** RECORD SET **
==========

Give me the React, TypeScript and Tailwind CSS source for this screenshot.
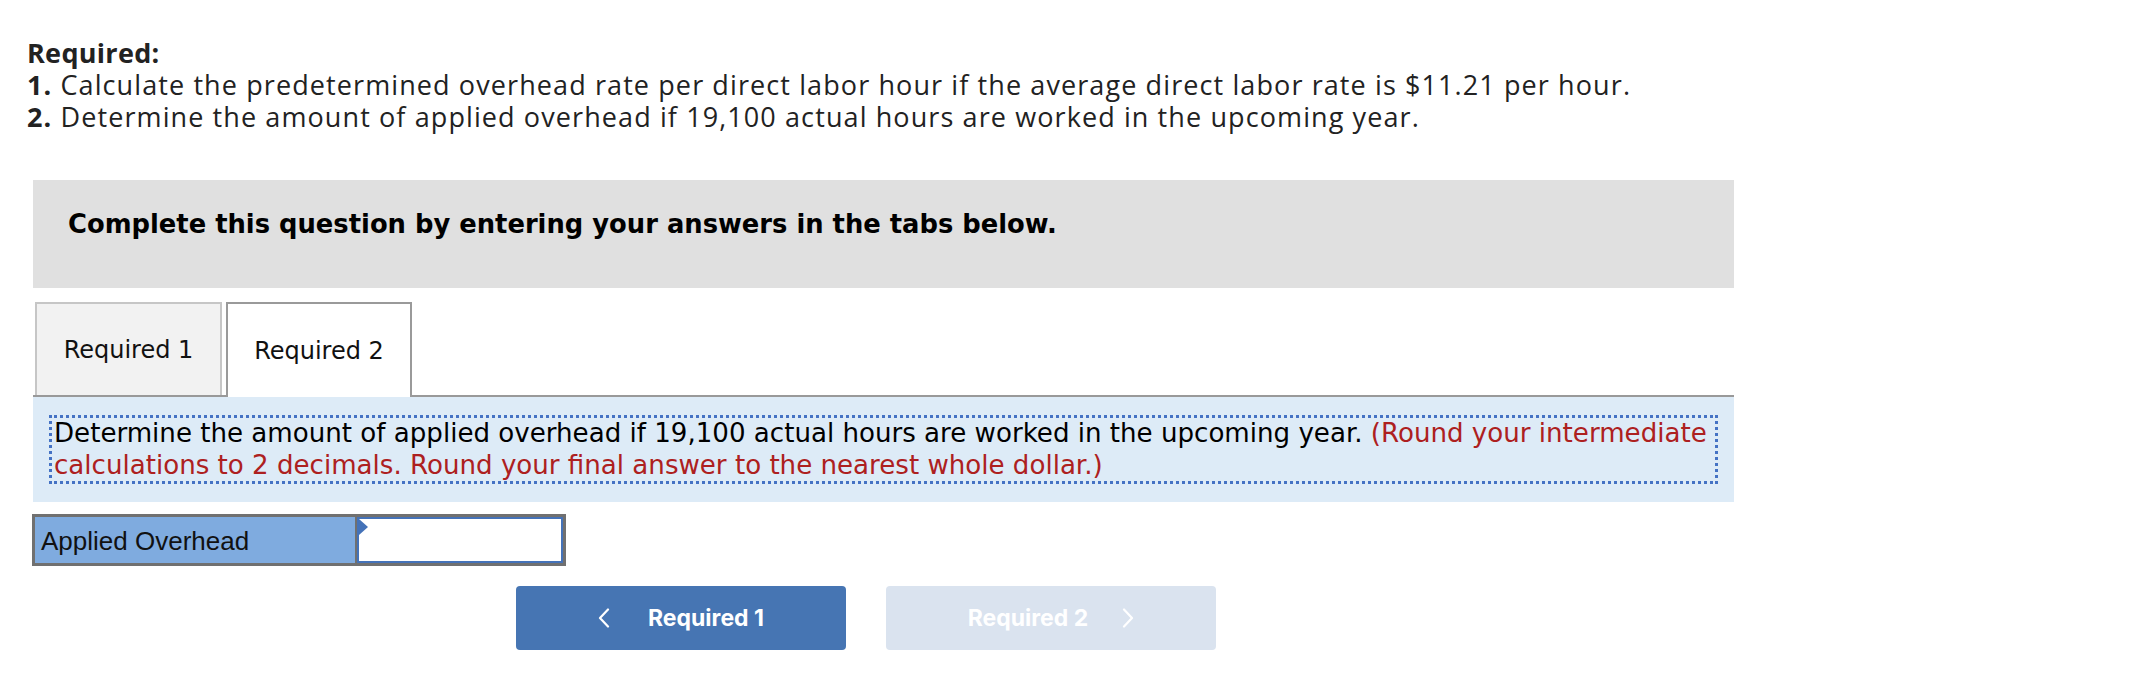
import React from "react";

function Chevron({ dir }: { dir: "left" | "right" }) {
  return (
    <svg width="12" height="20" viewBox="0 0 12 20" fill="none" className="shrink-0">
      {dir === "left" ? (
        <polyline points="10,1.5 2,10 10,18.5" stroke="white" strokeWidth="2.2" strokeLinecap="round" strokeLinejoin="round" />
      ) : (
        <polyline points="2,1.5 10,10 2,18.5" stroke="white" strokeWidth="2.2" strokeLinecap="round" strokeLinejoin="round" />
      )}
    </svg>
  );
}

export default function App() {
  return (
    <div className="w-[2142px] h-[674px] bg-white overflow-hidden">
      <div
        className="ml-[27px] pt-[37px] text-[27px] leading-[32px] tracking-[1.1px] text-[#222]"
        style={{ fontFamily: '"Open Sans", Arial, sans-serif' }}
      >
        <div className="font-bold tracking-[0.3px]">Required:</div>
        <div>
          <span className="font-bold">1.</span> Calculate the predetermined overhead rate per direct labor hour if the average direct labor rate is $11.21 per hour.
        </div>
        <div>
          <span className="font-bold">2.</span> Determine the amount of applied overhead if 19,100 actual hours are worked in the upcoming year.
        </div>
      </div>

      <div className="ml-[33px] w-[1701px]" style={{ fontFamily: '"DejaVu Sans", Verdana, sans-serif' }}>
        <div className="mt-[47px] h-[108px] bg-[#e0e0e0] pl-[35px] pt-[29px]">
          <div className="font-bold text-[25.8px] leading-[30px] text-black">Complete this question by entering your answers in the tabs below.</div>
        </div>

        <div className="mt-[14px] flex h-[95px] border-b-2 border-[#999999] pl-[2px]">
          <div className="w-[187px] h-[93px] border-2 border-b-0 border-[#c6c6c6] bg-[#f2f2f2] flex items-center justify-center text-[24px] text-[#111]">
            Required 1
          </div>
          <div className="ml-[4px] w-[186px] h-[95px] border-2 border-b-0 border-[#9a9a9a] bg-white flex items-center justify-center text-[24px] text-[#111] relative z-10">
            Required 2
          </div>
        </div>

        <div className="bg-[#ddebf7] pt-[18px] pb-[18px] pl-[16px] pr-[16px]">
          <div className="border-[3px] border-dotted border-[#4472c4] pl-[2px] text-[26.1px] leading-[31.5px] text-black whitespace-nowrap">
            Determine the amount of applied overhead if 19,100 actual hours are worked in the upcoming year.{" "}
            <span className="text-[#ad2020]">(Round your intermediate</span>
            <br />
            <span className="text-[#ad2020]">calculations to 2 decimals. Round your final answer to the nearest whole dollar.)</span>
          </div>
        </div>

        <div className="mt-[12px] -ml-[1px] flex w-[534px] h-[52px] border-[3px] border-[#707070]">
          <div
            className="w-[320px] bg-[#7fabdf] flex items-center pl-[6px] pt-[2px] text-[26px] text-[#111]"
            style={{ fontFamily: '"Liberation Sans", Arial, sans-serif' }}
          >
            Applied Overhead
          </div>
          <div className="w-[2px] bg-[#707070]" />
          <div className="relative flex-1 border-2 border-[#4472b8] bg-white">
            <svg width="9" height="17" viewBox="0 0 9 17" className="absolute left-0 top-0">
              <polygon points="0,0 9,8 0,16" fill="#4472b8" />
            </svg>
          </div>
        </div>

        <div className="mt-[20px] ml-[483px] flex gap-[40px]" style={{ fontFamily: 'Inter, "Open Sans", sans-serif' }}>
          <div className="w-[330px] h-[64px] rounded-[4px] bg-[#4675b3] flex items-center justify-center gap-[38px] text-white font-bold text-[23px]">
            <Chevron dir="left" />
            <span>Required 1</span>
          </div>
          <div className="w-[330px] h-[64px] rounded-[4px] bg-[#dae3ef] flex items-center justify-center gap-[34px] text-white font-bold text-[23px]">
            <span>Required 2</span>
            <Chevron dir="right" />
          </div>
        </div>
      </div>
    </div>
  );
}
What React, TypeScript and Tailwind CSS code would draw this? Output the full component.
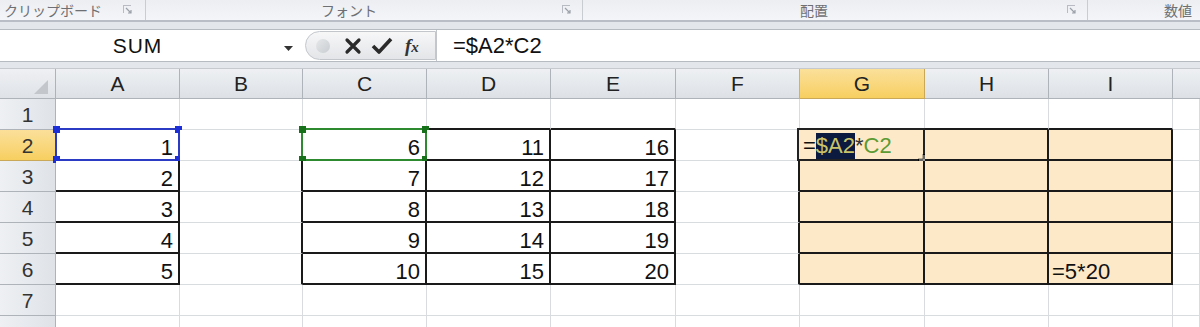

==========

** WRITTEN REQUEST **
Quote the listing above in full, except for the pictures.

** THE COMPLETED TASK **
Give me the React, TypeScript and Tailwind CSS source for this screenshot.
import React from "react";

function Chevron({ dir }: { dir: "left" | "right" }) {
  return (
    <svg width="12" height="20" viewBox="0 0 12 20" fill="none" className="shrink-0">
      {dir === "left" ? (
        <polyline points="10,1.5 2,10 10,18.5" stroke="white" strokeWidth="2.2" strokeLinecap="round" strokeLinejoin="round" />
      ) : (
        <polyline points="2,1.5 10,10 2,18.5" stroke="white" strokeWidth="2.2" strokeLinecap="round" strokeLinejoin="round" />
      )}
    </svg>
  );
}

export default function App() {
  return (
    <div className="w-[2142px] h-[674px] bg-white overflow-hidden">
      <div
        className="ml-[27px] pt-[37px] text-[27px] leading-[32px] tracking-[1.1px] text-[#222]"
        style={{ fontFamily: '"Open Sans", Arial, sans-serif' }}
      >
        <div className="font-bold tracking-[0.3px]">Required:</div>
        <div>
          <span className="font-bold">1.</span> Calculate the predetermined overhead rate per direct labor hour if the average direct labor rate is $11.21 per hour.
        </div>
        <div>
          <span className="font-bold">2.</span> Determine the amount of applied overhead if 19,100 actual hours are worked in the upcoming year.
        </div>
      </div>

      <div className="ml-[33px] w-[1701px]" style={{ fontFamily: '"DejaVu Sans", Verdana, sans-serif' }}>
        <div className="mt-[47px] h-[108px] bg-[#e0e0e0] pl-[35px] pt-[29px]">
          <div className="font-bold text-[25.8px] leading-[30px] text-black">Complete this question by entering your answers in the tabs below.</div>
        </div>

        <div className="mt-[14px] flex h-[95px] border-b-2 border-[#999999] pl-[2px]">
          <div className="w-[187px] h-[93px] border-2 border-b-0 border-[#c6c6c6] bg-[#f2f2f2] flex items-center justify-center text-[24px] text-[#111]">
            Required 1
          </div>
          <div className="ml-[4px] w-[186px] h-[95px] border-2 border-b-0 border-[#9a9a9a] bg-white flex items-center justify-center text-[24px] text-[#111] relative z-10">
            Required 2
          </div>
        </div>

        <div className="bg-[#ddebf7] pt-[18px] pb-[18px] pl-[16px] pr-[16px]">
          <div className="border-[3px] border-dotted border-[#4472c4] pl-[2px] text-[26.1px] leading-[31.5px] text-black whitespace-nowrap">
            Determine the amount of applied overhead if 19,100 actual hours are worked in the upcoming year.{" "}
            <span className="text-[#ad2020]">(Round your intermediate</span>
            <br />
            <span className="text-[#ad2020]">calculations to 2 decimals. Round your final answer to the nearest whole dollar.)</span>
          </div>
        </div>

        <div className="mt-[12px] -ml-[1px] flex w-[534px] h-[52px] border-[3px] border-[#707070]">
          <div
            className="w-[320px] bg-[#7fabdf] flex items-center pl-[6px] pt-[2px] text-[26px] text-[#111]"
            style={{ fontFamily: '"Liberation Sans", Arial, sans-serif' }}
          >
            Applied Overhead
          </div>
          <div className="w-[2px] bg-[#707070]" />
          <div className="relative flex-1 border-2 border-[#4472b8] bg-white">
            <svg width="9" height="17" viewBox="0 0 9 17" className="absolute left-0 top-0">
              <polygon points="0,0 9,8 0,16" fill="#4472b8" />
            </svg>
          </div>
        </div>

        <div className="mt-[20px] ml-[483px] flex gap-[40px]" style={{ fontFamily: 'Inter, "Open Sans", sans-serif' }}>
          <div className="w-[330px] h-[64px] rounded-[4px] bg-[#4675b3] flex items-center justify-center gap-[38px] text-white font-bold text-[23px]">
            <Chevron dir="left" />
            <span>Required 1</span>
          </div>
          <div className="w-[330px] h-[64px] rounded-[4px] bg-[#dae3ef] flex items-center justify-center gap-[34px] text-white font-bold text-[23px]">
            <span>Required 2</span>
            <Chevron dir="right" />
          </div>
        </div>
      </div>
    </div>
  );
}
What React, TypeScript and Tailwind CSS code would draw this? Output the full component.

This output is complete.